While there was a pride in working for Switzerland's second largest lender there is now a sense of sadness and anger towards management at the very top of the company, they said.

"This isn't 2008, let's be clear on that, but it is 2008 for Credit Suisse. Credit Suisse was very proud of itself, that they weren't one of the state bailed-out European banks in 2008, and unfortunately there's a real sense within the employees of the mismanagement of a few since that date, potentially arrogance, has cost 50,000 people their jobs."

Credit Suisse had been listed as one of roughly 30 banks dubbed too big to fail. Given the collapse, the source spoke of anger towards senior bosses.

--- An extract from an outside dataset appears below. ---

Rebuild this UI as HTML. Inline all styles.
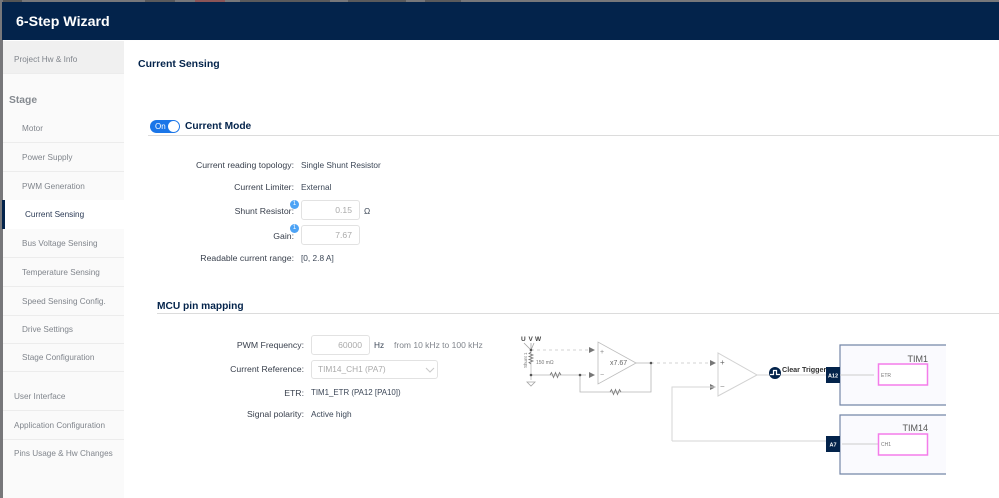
<!DOCTYPE html>
<html><head><meta charset="utf-8"><style>
html,body{margin:0;padding:0}
body{width:999px;height:498px;overflow:hidden;position:relative;background:#fff;font-family:"Liberation Sans",sans-serif;color:#3c4757}
.a{position:absolute;white-space:nowrap}
.t{position:absolute;white-space:nowrap;font-size:8.3px;line-height:12px;transform:translateY(-6px)}
.r{position:absolute;white-space:nowrap;font-size:8.7px;line-height:12px;transform:translate(-100%,-6px);color:#39404d}
.s{position:absolute;white-space:nowrap;font-size:8.2px;line-height:12px;transform:translateY(-5px);color:#80858c}
.l{position:absolute;left:3px;width:121px;height:1px;background:#ececec}
.in{position:absolute;box-sizing:border-box;border:1px solid #e2e2e2;border-radius:3px;background:#fff;color:#aaa;font-size:8.6px;text-align:right}
.b{position:absolute;width:9px;height:9px;border-radius:50%;background:#4da3f5;color:#fff;font-size:6px;line-height:9px;text-align:center}
</style></head><body>
<div class="a" style="left:0;top:0;width:999px;height:2px;background:#77777a"></div>
<div class="a" style="left:0;top:0;width:22px;height:2px;background:#555"></div>
<div class="a" style="left:145px;top:0;width:30px;height:2px;background:#5a5a5c"></div>
<div class="a" style="left:195px;top:0;width:30px;height:2px;background:#8c5557"></div>
<div class="a" style="left:240px;top:0;width:90px;height:2px;background:#5a5a5c"></div>
<div class="a" style="left:348px;top:0;width:58px;height:2px;background:#5a5a5c"></div>
<div class="a" style="left:425px;top:0;width:36px;height:2px;background:#5a5a5c"></div>
<div class="a" style="left:0;top:0;width:3px;height:498px;background:#77777a"></div>
<div class="a" style="left:2px;top:2px;width:997px;height:38px;background:#03234b"></div>
<div class="a" style="left:16px;top:13px;font-size:14.2px;line-height:18px;font-weight:bold;color:#fff">6-Step Wizard</div>

<div class="a" style="left:3px;top:41px;width:121px;height:457px;background:#fafafa"></div>
<div class="a" style="left:3px;top:41px;width:121px;height:32px;background:#f0f0f0"></div>
<div class="s" style="left:14px;top:59px">Project Hw &amp; Info</div>
<div class="l" style="top:73px"></div>
<div class="a" style="left:9px;top:94px;font-size:10.3px;line-height:14px;font-weight:bold;color:#858a90">Stage</div>
<div class="s" style="left:22px;top:128px">Motor</div><div class="l" style="top:142px"></div>
<div class="s" style="left:22px;top:157px">Power Supply</div><div class="l" style="top:171px"></div>
<div class="s" style="left:22px;top:186px">PWM Generation</div>
<div class="a" style="left:3px;top:200px;width:121px;height:29px;background:#fff"></div>
<div class="a" style="left:2px;top:200px;width:3px;height:29px;background:#03234b"></div>
<div class="s" style="left:25px;top:214px;color:#2b3a55">Current Sensing</div>
<div class="s" style="left:22px;top:243px">Bus Voltage Sensing</div><div class="l" style="top:257px"></div>
<div class="s" style="left:22px;top:272px">Temperature Sensing</div><div class="l" style="top:286px"></div>
<div class="s" style="left:22px;top:301px">Speed Sensing Config.</div><div class="l" style="top:315px"></div>
<div class="s" style="left:22px;top:329px">Drive Settings</div><div class="l" style="top:343px"></div>
<div class="s" style="left:22px;top:357px">Stage Configuration</div><div class="l" style="top:371px"></div>
<div class="s" style="left:14px;top:396px">User Interface</div><div class="l" style="top:410px"></div>
<div class="s" style="left:14px;top:425px">Application Configuration</div><div class="l" style="top:439px"></div>
<div class="s" style="left:14px;top:453px">Pins Usage &amp; Hw Changes</div>

<div class="a" style="left:138px;top:57px;font-size:10.5px;line-height:14px;font-weight:bold;color:#03234b">Current Sensing</div>

<div class="a" style="left:150px;top:120px;width:30px;height:13px;border-radius:7px;background:#1b76e8"></div>
<div class="a" style="left:155px;top:121px;font-size:8px;line-height:12px;color:#fff">On</div>
<div class="a" style="left:168px;top:121px;width:11px;height:11px;border-radius:50%;background:#fff"></div>
<div class="a" style="left:185px;top:120px;font-size:10.2px;line-height:14px;font-weight:bold;color:#03234b">Current Mode</div>
<div class="a" style="left:148px;top:135px;width:851px;height:1px;background:#dcdcdc"></div>

<div class="r" style="left:294px;top:165px">Current reading topology:</div><div class="t" style="left:301px;top:165px">Single Shunt Resistor</div>
<div class="r" style="left:294px;top:187px">Current Limiter:</div><div class="t" style="left:301px;top:187px">External</div>
<div class="r" style="left:294px;top:211px">Shunt Resistor:</div>
<div class="in" style="left:301px;top:200px;width:59px;height:20px;line-height:18px;padding-right:7px">0.15</div>
<div class="t" style="left:364px;top:211px">Ω</div>
<div class="b" style="left:290px;top:200px">1</div>
<div class="r" style="left:294px;top:236px">Gain:</div>
<div class="in" style="left:301px;top:225px;width:59px;height:20px;line-height:18px;padding-right:7px">7.67</div>
<div class="b" style="left:290px;top:224px">1</div>
<div class="r" style="left:294px;top:258px">Readable current range:</div><div class="t" style="left:301px;top:258px">[0, 2.8 A]</div>

<div class="a" style="left:157px;top:300px;font-size:10.2px;line-height:14px;font-weight:bold;color:#03234b">MCU pin mapping</div>
<div class="a" style="left:157px;top:313px;width:842px;height:1px;background:#dcdcdc"></div>

<div class="r" style="left:304px;top:345px">PWM Frequency:</div>
<div class="in" style="left:311px;top:335px;width:59px;height:20px;line-height:18px;padding-right:7px">60000</div>
<div class="t" style="left:374px;top:345px">Hz</div>
<div class="s" style="left:394px;top:344px;font-size:8.5px">from 10 kHz to 100 kHz</div>
<div class="r" style="left:304px;top:369px">Current Reference:</div>
<div class="in" style="left:311px;top:360px;width:127px;height:19px;line-height:17px;text-align:left;padding-left:6px;font-size:8.3px">TIM14_CH1 (PA7)</div>
<div class="r" style="left:304px;top:393px">ETR:</div><div class="t" style="left:311px;top:393px;font-size:7.9px">TIM1_ETR (PA12 [PA10])</div>
<div class="r" style="left:304px;top:414px">Signal polarity:</div><div class="t" style="left:311px;top:414px">Active high</div>

<svg class="a" style="left:0;top:0" width="999" height="498" viewBox="0 0 999 498" font-family="Liberation Sans, sans-serif">
<path d="M426 368l4 4 4-4" fill="none" stroke="#c8c8c8"/>
<g fill="none" stroke="#a5a5a5" stroke-width=".8">
<path d="M524 343l7 7 3-7M531 343v7"/>
<path d="M531 350v24M531 375v5M598 342v42l38-21z" stroke="#bdbdbd"/>
<path d="M531 375h55M580 375v17h71v-29h-15" stroke="#b5b5b5"/>
<path d="M531 352l-2 1.500 4 1.500-4 1.500 4 1.500-4 1.500 4 1.500-4 1.500 2 1.500" stroke="#777"/>
<path d="M550 375l1.500-2.500 2 5 2-5 2 5 2-5 1.500 2.500M610 392l1.500-2.500 2 5 2-5 2 5 2-5 1.500 2.500" stroke="#777"/>
<path d="M527 382h8l-4 4z"/>
</g>
<path d="M531 350h60M651 363h65" stroke="#c5c5c5" stroke-width=".8" stroke-dasharray="3 3" fill="none"/>
<path d="M589 347l6 3-6 3zM589 372l6 3-6 3zM710 360l6 3-6 3zM710 384l6 3-6 3zM872 372l6 3-6 3zM842 444l5-3v6z" fill="#777"/>
<g fill="#555"><circle cx="531" cy="350" r="1.300"/><circle cx="531" cy="375" r="1.300"/><circle cx="580" cy="375" r="1.300"/><circle cx="651" cy="363" r="1.300"/></g>
<text x="521" y="341" font-size="6.500" font-weight="bold" fill="#444">U</text><text x="528.500" y="341" font-size="6.500" font-weight="bold" fill="#444">V</text><text x="535" y="341" font-size="6.500" font-weight="bold" fill="#444">W</text>
<text x="536" y="364" font-size="5" fill="#777">150 mΩ</text>
<text transform="translate(527 368) rotate(-90)" font-size="4.500" fill="#777">Shunt 1</text>
<text x="600" y="354" font-size="7" fill="#888">+</text><text x="600" y="377" font-size="7" fill="#888">−</text>
<text x="610" y="365" font-size="7" fill="#666">x7.67</text>
<path d="M718 353v43l39-21z" fill="#fff" stroke="#d2d2d2"/>
<path d="M757 375h70M672 441h155M672 441v-54h44" fill="none" stroke="#d6d6d6" stroke-width="1"/>
<text x="720" y="365" font-size="8" fill="#666">+</text><text x="720" y="389" font-size="8" fill="#888">−</text>
<circle cx="775" cy="373" r="6" fill="#03234b"/><path d="M770 374.500h3.500v-4h3v4h3.500" fill="none" stroke="#fff" stroke-width="1.200"/>
<text x="782" y="372" font-size="7.200" font-weight="bold" fill="#333">Clear Trigger</text>
<path d="M946 345h-106v60h106" fill="#fafafe" stroke="#7487a8" stroke-width="1.200"/>
<path d="M946 415h-106v59h106" fill="#fafafe" stroke="#7487a8" stroke-width="1.200"/>
<rect x="826" y="367" width="14" height="16" fill="#03234b"/><rect x="826" y="436" width="14" height="16" fill="#03234b"/>
<text x="833" y="377.500" font-size="5.500" font-weight="bold" fill="#fff" text-anchor="middle">A12</text>
<text x="833" y="446.500" font-size="5.500" font-weight="bold" fill="#fff" text-anchor="middle">A7</text>
<path d="M840 375h34M842 444h37" stroke="#ccc" stroke-width="1" fill="none"/>
<rect x="878.500" y="364" width="49" height="21" fill="#fff" stroke="#f47cea" stroke-width="1.500"/>
<rect x="878.500" y="434" width="49" height="21" fill="#fff" stroke="#f47cea" stroke-width="1.500"/>
<text x="881" y="377" font-size="5" fill="#777">ETR</text><text x="881" y="446" font-size="5" fill="#777">CH1</text>
<text x="928" y="362" font-size="9" fill="#555" text-anchor="end">TIM1</text>
<text x="928" y="431" font-size="9" fill="#555" text-anchor="end">TIM14</text>
</svg>
</body></html>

"I think that something has not gone right and there's a lot of anger towards top management that the actions of a few over a period of time have cost a lot of people their job," they said.

"When I started, it was a really top bank. It's got huge heritage, it is a globally well-known bank, you were very proud to work there.

"Unfortunately, that pride in the last two years had started to diminish, you've seen a lot of people leave and people are voting with their feet."

Now, in the London office at least, the source is planning their next move. "You'd be silly not to," they said.

"It's a tough market at the moment and there's a limited supply, you don't want to be the last one out and yeah, your days definitely feel numbered. Whether that's true or not, time will tell."